EŞİ VE ÇOCUKLARI DA DESTEK OLDU
Delal, 4 bin 500 lira tutarındaki bilirkişi ücretini kendisi, eşi ve
çocuklarının biriktirdiği 2 bin 500 lira ile emekli maaşından kesilmek
üzere bankadan çektiği 2 bin liralık krediyi birleştirerek ödedi. Delal,
her iki mahkeme sürecinde de büyük sıkıntılar çektiğini, türlü baskılar
gördüğünü belirterek, mahkemenin kendisine parayı ödemek için çok az
süre tanıdığını söyledi. Delal, şunları anlattı:
"Satacak ikinci bir ineğim yoktu. Bize verilen sürenin sonunu
beklemeden parayı hazırladım ama çok sıkıntı çektim. Eşimin kendi
imkanlarıyla biriktirdiği parası vardı. Almanya'daki
kızım geldiğinde harçlık vermişti. Biraz da oğlum vermiş. Elinde 2 bin
lira vardı. Ufak bir emekli maaşım var. Onun karşılığında da 2 bin lira
kredi çektim bankadan. Kendi köşemde de 500 liram vardı. Hepsini
toparlayıp 4 bin 500 lirayı hazırladım. Parayı yatırmaya gittiğimde 130
lira daha bir harç parası çıkardılar. Onu da tamamlayıp yatırdım. Önceki
davanın masraflarını karşılayabilmek için ahırımızdaki ineği satmıştık.
Önceki dava nedeniyle 5 bin liranın üzerinde bir masrafımız oldu.

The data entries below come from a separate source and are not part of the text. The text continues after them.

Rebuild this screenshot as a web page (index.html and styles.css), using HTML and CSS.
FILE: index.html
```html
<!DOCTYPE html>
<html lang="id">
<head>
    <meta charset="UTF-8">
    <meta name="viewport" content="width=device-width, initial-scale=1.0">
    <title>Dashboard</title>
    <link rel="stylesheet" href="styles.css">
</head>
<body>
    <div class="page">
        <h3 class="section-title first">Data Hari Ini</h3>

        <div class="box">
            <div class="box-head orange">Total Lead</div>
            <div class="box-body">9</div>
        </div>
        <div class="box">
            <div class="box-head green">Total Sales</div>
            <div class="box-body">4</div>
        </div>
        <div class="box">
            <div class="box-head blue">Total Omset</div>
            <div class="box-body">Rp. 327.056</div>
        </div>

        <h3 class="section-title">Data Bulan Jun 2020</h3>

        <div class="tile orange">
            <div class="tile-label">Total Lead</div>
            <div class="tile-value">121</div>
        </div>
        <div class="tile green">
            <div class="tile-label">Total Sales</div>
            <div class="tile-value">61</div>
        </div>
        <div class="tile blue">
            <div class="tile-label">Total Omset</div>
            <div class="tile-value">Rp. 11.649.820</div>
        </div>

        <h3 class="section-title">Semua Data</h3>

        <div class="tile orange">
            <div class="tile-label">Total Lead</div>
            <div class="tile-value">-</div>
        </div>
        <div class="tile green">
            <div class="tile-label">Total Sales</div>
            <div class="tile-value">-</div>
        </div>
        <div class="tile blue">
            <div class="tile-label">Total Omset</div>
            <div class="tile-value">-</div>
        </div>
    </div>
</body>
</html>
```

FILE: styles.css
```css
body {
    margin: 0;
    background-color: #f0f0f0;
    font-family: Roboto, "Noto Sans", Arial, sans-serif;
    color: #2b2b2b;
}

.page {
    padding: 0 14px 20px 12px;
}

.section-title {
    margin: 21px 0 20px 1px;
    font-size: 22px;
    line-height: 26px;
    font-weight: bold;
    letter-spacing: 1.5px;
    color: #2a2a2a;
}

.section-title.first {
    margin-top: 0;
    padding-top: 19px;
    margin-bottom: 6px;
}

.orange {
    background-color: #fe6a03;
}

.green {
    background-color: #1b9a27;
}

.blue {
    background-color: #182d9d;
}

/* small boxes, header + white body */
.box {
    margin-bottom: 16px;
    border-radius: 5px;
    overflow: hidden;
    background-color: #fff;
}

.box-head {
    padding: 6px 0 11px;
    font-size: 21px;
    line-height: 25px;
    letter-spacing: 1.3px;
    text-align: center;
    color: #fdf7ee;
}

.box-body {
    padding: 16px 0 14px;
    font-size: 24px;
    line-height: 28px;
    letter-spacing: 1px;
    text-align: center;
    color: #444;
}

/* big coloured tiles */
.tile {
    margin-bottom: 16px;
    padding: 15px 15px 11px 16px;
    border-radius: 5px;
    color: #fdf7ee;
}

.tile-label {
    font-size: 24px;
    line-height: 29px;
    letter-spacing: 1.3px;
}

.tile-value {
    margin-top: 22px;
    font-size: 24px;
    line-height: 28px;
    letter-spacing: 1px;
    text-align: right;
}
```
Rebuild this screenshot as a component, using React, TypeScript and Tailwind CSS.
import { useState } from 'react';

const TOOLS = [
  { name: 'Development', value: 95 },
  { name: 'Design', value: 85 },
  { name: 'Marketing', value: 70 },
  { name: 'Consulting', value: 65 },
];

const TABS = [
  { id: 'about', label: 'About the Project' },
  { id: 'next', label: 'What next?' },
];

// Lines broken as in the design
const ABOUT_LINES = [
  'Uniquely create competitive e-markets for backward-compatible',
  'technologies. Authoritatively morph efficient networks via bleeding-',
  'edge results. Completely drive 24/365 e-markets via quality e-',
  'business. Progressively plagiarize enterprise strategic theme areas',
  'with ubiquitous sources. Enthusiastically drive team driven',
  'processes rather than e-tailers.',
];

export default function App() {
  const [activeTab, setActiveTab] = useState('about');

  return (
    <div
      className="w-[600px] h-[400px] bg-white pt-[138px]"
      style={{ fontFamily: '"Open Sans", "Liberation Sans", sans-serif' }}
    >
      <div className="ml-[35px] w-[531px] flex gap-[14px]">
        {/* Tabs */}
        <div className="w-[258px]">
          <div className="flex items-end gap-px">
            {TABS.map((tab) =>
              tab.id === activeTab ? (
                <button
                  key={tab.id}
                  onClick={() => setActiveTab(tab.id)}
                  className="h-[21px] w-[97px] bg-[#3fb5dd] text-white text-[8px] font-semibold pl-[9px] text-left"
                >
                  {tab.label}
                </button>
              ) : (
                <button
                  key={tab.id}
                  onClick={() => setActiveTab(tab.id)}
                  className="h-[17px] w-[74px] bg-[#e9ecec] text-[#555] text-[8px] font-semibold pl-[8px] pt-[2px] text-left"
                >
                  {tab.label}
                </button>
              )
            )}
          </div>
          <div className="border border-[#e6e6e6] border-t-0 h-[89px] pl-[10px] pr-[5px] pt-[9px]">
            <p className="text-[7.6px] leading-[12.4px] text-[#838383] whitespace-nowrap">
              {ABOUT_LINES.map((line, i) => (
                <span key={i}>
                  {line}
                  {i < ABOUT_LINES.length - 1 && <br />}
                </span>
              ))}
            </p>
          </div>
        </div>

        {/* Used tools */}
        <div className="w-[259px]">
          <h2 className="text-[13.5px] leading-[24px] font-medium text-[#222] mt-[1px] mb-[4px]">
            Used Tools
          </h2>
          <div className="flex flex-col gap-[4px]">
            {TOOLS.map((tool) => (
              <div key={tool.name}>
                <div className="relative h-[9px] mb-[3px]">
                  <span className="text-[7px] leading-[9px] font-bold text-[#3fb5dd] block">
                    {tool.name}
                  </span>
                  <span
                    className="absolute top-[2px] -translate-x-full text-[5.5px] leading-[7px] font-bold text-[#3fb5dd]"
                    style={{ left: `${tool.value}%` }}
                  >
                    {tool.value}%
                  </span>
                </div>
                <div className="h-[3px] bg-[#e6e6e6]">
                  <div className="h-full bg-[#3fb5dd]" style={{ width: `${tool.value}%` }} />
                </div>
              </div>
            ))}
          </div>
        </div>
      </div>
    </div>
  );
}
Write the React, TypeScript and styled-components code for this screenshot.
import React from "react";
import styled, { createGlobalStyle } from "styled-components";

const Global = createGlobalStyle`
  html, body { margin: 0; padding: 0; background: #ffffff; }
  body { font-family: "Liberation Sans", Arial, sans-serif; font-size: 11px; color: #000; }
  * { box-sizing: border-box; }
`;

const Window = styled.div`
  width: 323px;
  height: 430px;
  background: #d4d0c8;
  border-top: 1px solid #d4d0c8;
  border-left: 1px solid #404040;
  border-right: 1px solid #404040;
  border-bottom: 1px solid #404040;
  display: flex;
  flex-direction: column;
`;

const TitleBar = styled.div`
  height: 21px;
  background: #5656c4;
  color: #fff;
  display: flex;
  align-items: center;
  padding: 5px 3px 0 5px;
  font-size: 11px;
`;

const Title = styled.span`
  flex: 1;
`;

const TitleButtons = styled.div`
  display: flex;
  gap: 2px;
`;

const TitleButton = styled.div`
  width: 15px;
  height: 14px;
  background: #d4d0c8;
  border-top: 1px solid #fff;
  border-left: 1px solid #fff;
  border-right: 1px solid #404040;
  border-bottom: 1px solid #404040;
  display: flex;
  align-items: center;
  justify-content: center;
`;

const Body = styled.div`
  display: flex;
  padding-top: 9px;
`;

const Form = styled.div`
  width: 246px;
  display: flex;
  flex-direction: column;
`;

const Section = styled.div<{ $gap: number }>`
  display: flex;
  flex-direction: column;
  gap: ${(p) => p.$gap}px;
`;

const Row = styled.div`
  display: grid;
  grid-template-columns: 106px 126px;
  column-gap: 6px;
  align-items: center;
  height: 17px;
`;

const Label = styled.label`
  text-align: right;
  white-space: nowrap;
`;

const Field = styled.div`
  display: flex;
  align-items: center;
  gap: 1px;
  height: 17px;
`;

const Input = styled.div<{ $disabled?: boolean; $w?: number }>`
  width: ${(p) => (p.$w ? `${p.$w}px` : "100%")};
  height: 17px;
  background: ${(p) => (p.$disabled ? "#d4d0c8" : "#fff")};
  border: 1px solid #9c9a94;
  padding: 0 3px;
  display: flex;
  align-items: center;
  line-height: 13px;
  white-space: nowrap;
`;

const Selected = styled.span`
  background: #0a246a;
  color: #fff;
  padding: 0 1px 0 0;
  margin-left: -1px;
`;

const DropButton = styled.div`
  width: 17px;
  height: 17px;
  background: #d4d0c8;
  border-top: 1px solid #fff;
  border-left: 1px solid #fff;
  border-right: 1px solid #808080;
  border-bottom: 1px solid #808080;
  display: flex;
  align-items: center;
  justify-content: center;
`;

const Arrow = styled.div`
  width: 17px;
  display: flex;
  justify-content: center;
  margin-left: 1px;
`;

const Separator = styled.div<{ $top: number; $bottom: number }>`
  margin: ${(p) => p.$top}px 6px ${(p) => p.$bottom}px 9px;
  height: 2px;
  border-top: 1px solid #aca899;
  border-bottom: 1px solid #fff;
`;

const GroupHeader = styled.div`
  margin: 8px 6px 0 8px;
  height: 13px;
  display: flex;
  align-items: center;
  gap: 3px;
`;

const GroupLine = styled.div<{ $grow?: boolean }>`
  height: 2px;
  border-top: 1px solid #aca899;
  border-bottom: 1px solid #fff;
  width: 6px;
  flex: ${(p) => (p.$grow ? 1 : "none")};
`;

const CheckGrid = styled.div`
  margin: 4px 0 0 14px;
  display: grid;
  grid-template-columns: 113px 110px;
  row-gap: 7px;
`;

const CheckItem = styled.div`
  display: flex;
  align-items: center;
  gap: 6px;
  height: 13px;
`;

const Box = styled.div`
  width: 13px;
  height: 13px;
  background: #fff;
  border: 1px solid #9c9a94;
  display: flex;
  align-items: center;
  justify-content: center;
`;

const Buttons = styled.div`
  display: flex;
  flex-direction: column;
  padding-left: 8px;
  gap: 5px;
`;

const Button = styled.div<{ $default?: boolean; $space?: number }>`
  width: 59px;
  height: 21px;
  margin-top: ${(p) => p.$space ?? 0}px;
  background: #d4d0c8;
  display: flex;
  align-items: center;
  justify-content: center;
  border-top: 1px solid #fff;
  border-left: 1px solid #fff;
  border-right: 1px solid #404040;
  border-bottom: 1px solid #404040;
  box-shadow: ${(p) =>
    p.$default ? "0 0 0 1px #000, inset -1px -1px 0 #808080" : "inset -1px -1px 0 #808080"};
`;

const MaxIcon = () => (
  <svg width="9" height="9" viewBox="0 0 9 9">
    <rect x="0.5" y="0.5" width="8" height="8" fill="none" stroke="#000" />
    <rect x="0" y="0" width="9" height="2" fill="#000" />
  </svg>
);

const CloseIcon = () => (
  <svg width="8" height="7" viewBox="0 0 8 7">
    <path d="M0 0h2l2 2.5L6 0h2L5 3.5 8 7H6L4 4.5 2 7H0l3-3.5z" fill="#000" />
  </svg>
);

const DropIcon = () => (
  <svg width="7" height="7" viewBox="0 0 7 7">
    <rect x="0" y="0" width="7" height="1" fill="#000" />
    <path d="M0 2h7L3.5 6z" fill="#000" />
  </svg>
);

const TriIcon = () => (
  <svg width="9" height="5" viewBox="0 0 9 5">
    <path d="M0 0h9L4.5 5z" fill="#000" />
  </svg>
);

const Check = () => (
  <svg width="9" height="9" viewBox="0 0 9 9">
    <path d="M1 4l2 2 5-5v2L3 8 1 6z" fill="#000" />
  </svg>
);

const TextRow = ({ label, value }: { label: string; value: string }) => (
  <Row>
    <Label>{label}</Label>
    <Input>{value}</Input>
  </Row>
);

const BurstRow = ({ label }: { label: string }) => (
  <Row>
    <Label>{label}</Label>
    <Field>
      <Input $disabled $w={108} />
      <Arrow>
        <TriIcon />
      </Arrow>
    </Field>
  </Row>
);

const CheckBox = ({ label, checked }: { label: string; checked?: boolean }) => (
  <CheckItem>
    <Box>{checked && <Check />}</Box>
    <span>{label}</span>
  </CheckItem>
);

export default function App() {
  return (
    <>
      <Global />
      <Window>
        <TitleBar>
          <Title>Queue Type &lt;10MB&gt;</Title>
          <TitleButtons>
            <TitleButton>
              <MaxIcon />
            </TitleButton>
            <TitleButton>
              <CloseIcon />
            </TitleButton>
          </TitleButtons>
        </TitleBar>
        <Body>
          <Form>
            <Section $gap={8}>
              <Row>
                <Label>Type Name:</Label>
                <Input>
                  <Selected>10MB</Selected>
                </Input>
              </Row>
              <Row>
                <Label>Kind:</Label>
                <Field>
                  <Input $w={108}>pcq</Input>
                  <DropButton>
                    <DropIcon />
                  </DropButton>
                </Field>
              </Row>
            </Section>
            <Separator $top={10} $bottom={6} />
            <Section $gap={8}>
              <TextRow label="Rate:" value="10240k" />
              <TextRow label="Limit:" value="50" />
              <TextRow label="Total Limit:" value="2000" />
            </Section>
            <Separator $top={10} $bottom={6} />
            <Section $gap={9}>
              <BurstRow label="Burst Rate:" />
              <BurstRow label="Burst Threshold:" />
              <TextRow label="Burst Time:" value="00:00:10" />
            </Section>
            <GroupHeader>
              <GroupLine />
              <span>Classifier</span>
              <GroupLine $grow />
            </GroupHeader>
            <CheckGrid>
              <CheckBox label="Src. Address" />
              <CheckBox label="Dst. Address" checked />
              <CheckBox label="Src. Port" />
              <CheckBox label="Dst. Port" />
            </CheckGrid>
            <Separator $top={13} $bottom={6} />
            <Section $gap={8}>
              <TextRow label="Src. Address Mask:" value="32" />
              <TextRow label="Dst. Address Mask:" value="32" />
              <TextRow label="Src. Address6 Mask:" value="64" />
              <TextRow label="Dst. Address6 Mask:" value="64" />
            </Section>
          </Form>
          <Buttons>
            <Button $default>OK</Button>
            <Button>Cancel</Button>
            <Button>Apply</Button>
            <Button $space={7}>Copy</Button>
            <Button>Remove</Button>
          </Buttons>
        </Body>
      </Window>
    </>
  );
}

Davayı kazanmamıza rağmen, mahkemeye yatırdığımız ücretin ancak yarısını
alabildik. Onu da yine bu yeni davanın masraflarına harcadık. Davayla
ilgili sırf fotokopilere harcadığımız para neredeyse mahkeme masrafları
kadar bir yekûn tutuyor."
BURALARI BİRİ TERK EDECEKSE BU BİZ OLMAYACAĞIZ
Bütün zorluklara, baskı ve çekilen sıkıntılara karşın hiçbir şekilde
HES'lere karşı mücadeleden vazgeçmeyeceğini ifade eden Kazım Delal,
şunları söyledi:
"Yerimiz, yurdumuz, suyumuz gidecek. Başka bir şey düşünebilir
miyiz? İnek beslemeyi, sütünden, yağından faydalanmayı seviyoruz.
Kültürümüzde geleneklerimizde var, vazgeçemeyiz. Tekrar inek almayı
düşünüyoruz ama durum ortada. Şu an kafamızda sadece HES var. Zaten eşim
de hasta. Onun sıkıntılarıyla da uğraşıyoruz. Ancak derelerimiz,
sularımız yağmalanıyor, şirketlere peşkeş çekiliyor. Köylünün yüzde 99'u
da şirketin tarafında. Davadan vazgeçmemiz için türlü baskılar ve gizli
teklifler geliyor. Boşuna çırpınmasınlar ama bu işin artık geri dönüşü
yok. Eğer bize bir teklifte bulunacaklarsa, buradan ve bütün
vadilerimizden en az zararsız şekilde nasıl çekilirler onun hesabını
yapsınlar. Gizli Kapaklı teklifleri kabul etmiyoruz. Buraları biri terk edecekse, bu biz olmayacağız, onlar terk edecekler."